** START Information shown **

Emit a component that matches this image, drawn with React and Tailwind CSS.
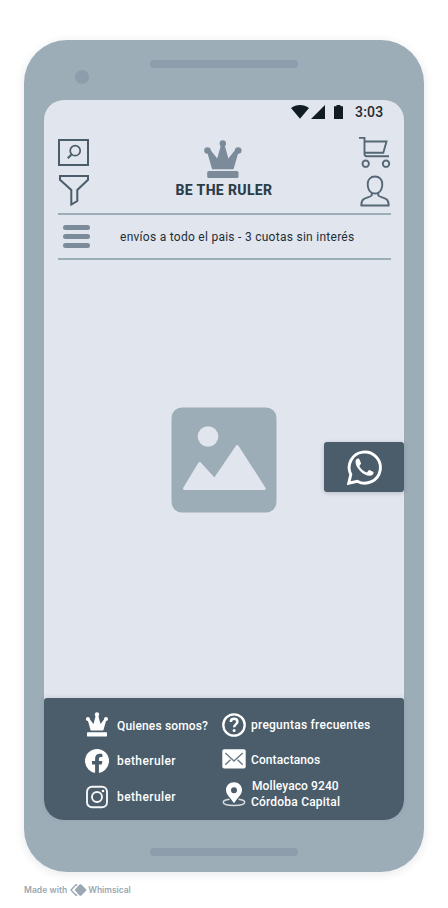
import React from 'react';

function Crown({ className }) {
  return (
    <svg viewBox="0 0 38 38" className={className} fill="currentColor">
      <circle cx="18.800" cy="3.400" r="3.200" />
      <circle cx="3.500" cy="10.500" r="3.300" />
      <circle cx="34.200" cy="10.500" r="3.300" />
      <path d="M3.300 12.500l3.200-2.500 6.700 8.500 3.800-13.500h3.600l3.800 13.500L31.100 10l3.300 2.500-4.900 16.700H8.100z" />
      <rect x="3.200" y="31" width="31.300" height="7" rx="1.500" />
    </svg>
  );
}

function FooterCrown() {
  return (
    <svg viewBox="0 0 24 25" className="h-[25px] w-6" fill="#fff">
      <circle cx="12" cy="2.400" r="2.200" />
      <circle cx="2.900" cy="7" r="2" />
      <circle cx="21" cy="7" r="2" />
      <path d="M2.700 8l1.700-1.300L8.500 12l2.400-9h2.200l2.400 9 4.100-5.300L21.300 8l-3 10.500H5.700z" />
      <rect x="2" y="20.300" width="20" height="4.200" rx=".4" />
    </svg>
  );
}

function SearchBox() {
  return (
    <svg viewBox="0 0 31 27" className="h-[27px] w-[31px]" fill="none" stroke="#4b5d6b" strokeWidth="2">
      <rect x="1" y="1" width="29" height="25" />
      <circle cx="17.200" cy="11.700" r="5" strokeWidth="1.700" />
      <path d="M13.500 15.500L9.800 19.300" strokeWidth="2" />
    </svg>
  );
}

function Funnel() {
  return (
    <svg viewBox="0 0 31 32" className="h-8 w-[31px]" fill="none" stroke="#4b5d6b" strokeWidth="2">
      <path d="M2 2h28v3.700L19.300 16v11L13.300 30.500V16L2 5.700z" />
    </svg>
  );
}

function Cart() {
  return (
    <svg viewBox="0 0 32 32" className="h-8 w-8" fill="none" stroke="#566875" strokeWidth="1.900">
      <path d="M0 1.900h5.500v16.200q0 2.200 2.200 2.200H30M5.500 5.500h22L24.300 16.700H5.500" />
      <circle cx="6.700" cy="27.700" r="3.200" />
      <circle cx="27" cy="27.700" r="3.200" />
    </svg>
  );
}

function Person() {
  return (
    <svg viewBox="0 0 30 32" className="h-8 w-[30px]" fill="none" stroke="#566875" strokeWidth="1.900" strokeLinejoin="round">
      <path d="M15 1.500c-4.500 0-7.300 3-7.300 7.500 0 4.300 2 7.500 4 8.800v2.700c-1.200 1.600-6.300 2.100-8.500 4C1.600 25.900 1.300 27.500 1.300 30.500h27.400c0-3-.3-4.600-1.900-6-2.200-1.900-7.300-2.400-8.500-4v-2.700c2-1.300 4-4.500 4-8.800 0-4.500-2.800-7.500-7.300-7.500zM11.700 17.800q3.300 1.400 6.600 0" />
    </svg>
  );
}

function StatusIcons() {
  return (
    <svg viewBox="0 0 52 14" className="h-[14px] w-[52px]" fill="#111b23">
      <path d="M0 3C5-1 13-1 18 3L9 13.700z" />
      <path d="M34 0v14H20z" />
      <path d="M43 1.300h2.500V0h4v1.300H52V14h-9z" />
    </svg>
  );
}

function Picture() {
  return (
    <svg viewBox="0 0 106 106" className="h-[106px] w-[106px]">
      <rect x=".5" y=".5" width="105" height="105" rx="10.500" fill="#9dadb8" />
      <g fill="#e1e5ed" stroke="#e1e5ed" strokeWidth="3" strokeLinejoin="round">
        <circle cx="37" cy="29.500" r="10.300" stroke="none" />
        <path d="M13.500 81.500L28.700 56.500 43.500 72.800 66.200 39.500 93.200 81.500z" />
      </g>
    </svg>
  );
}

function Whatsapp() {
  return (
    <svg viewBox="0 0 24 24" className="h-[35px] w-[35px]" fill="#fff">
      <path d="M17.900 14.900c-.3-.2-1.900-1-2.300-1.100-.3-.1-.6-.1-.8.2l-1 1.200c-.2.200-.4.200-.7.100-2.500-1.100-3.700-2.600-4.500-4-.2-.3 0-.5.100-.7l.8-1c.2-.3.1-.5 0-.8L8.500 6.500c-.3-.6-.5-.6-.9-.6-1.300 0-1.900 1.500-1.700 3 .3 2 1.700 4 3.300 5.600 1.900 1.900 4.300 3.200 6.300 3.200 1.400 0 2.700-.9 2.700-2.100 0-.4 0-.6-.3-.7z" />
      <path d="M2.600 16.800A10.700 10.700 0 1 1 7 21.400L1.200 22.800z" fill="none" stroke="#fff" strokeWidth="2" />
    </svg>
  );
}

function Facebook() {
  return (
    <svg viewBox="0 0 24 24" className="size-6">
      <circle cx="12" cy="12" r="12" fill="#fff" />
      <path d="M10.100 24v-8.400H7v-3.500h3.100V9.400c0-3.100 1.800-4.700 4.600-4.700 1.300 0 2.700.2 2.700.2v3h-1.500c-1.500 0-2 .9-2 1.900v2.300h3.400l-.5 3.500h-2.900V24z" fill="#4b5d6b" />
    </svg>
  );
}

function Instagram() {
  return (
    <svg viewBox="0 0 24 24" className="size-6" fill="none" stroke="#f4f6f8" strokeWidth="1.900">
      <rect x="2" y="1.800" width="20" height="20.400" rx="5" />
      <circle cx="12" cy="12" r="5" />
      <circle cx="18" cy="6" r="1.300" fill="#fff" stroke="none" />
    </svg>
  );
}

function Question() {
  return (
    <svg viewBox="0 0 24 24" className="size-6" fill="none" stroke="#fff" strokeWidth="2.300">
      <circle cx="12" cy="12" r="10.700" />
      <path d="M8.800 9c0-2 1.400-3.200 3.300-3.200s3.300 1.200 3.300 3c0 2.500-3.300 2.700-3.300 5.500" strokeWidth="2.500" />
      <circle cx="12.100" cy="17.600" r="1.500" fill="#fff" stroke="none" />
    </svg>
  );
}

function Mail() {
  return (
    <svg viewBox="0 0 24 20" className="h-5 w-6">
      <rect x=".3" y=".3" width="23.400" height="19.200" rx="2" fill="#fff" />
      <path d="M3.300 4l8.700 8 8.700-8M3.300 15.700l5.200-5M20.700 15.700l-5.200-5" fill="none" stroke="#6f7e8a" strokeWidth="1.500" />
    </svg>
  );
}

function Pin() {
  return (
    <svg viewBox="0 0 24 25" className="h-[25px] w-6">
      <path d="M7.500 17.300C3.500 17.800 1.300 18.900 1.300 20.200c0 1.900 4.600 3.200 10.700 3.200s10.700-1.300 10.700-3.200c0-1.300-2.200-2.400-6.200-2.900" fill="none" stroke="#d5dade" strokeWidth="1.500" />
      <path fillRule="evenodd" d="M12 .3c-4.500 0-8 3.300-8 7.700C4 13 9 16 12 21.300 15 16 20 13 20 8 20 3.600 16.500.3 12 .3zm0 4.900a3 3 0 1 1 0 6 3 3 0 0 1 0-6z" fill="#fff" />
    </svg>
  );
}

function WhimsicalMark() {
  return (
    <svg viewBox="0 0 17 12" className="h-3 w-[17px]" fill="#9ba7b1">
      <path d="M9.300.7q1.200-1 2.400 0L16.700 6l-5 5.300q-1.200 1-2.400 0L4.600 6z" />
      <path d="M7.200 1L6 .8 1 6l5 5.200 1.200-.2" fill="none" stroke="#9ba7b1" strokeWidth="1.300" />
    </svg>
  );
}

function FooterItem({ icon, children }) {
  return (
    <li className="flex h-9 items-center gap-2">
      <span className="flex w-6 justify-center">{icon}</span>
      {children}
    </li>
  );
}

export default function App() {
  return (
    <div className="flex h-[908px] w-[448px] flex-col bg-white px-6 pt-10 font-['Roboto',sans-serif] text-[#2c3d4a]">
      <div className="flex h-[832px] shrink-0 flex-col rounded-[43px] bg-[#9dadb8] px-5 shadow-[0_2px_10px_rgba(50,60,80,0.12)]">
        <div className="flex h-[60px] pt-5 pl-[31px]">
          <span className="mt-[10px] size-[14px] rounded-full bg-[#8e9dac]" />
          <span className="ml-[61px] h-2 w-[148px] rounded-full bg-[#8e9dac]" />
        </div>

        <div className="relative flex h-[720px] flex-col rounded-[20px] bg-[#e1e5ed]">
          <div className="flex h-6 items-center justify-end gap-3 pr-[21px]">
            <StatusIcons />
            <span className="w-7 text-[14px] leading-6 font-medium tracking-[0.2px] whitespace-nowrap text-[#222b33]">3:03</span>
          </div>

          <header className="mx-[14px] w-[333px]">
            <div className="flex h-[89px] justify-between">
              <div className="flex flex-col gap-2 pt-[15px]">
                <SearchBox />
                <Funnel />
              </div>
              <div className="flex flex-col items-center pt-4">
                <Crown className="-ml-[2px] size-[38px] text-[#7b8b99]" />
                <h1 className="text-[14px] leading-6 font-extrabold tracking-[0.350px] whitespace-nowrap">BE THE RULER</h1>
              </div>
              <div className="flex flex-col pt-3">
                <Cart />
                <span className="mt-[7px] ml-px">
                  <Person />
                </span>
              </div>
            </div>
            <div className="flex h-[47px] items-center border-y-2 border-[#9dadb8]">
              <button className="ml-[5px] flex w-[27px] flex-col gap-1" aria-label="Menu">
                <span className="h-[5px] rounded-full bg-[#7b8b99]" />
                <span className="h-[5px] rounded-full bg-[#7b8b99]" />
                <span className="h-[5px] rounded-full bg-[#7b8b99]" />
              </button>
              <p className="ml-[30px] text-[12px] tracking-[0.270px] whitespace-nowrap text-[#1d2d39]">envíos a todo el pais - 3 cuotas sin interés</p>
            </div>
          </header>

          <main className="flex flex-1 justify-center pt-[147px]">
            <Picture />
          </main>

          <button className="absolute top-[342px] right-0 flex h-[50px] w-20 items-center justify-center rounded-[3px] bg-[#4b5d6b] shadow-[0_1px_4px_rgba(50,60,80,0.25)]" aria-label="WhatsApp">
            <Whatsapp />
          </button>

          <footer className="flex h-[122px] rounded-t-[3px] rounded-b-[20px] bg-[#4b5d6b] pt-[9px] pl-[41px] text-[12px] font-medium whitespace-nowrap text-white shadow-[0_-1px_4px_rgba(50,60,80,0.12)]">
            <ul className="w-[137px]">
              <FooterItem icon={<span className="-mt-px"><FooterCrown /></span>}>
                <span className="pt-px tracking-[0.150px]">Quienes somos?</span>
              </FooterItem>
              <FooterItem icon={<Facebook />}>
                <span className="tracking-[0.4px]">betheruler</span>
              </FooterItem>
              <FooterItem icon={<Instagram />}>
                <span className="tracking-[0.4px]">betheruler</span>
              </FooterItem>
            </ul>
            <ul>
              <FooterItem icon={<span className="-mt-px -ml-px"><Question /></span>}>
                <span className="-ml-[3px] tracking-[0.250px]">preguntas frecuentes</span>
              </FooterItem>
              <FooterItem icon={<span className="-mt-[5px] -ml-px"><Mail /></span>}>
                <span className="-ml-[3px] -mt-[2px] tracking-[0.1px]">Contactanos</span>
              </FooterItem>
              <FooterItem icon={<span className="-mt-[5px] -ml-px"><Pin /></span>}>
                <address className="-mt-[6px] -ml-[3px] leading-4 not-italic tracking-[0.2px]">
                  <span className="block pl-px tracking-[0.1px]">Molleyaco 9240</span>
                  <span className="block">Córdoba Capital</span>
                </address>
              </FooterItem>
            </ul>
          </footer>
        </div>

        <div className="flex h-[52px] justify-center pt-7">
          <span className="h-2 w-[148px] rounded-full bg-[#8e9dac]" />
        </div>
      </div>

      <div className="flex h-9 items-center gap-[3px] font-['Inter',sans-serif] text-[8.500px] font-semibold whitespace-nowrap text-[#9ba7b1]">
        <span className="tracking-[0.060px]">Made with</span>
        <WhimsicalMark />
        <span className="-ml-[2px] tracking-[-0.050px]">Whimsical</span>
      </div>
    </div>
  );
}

** END Information shown **

**Exercise details:** Give again, exactly, the lines from the start of the data through the one holding "import React from 'react';"; omit the pictures.

**Final result:**
Emit a component that matches this image, drawn with React and Tailwind CSS.
import React from 'react';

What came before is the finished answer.